I am your constant companion.
I am your greatest helper or your heaviest burden.
I will push you onward or drag you down to failure.
I am completely at your command.
Half the things you do, you might just as well turn over to me,
And I will be able to do them quickly and correctly.
I am easily managed; you must merely be firm with me.
Show me exactly how you want something to be done,
And after a few lessons I will do it automatically.
I am the servant of all great men
And, alas of failures as well.
Those who are great, I have made great.
Those who are failures, I have made failures.

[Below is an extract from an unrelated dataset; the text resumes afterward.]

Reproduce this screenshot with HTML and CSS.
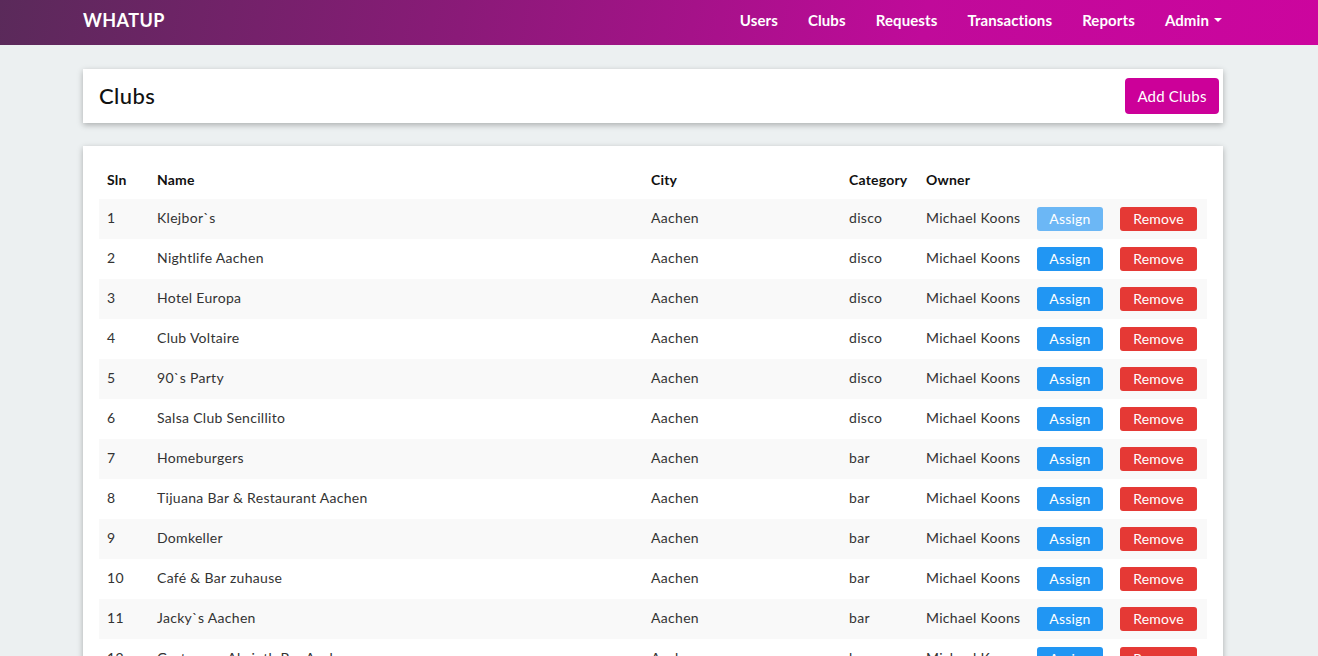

I am not a machine, though I work with all the precision of a machine
Plus the intelligence of a man.
You may run me for profit, or run me for ruin;
It makes no difference to me.
Take me, train me, be firm with me
And I will put the world at your feet.
Be easy with me and I will destroy you.
Who am I?
I am HABIT! (Anon)
The best way to break a bad habit is to drop it!
Remove the dross from the silver, and out comes material for the silversmith.
Proverbs 25:4 NIV(1984)
“Good habits are as addictive as bad habits, and a lot more rewarding.”
Habit is by habit overcome.
Thomas à Kempis
“Habit is habit, and not to be flung out of the window by any man, but coaxed downstairs one step at a time.”
Mark Twain (1835-1910)
Here’s a unique way to help get rid of bad habits: wear an elastic band around your wrist. Then every time you are tempted to indulge your bad habit give the elastic band a sharp tug and let it snap! If you are still tempted… pull harder!
“Tradition starts because someone does something twice and then you can’t change it!”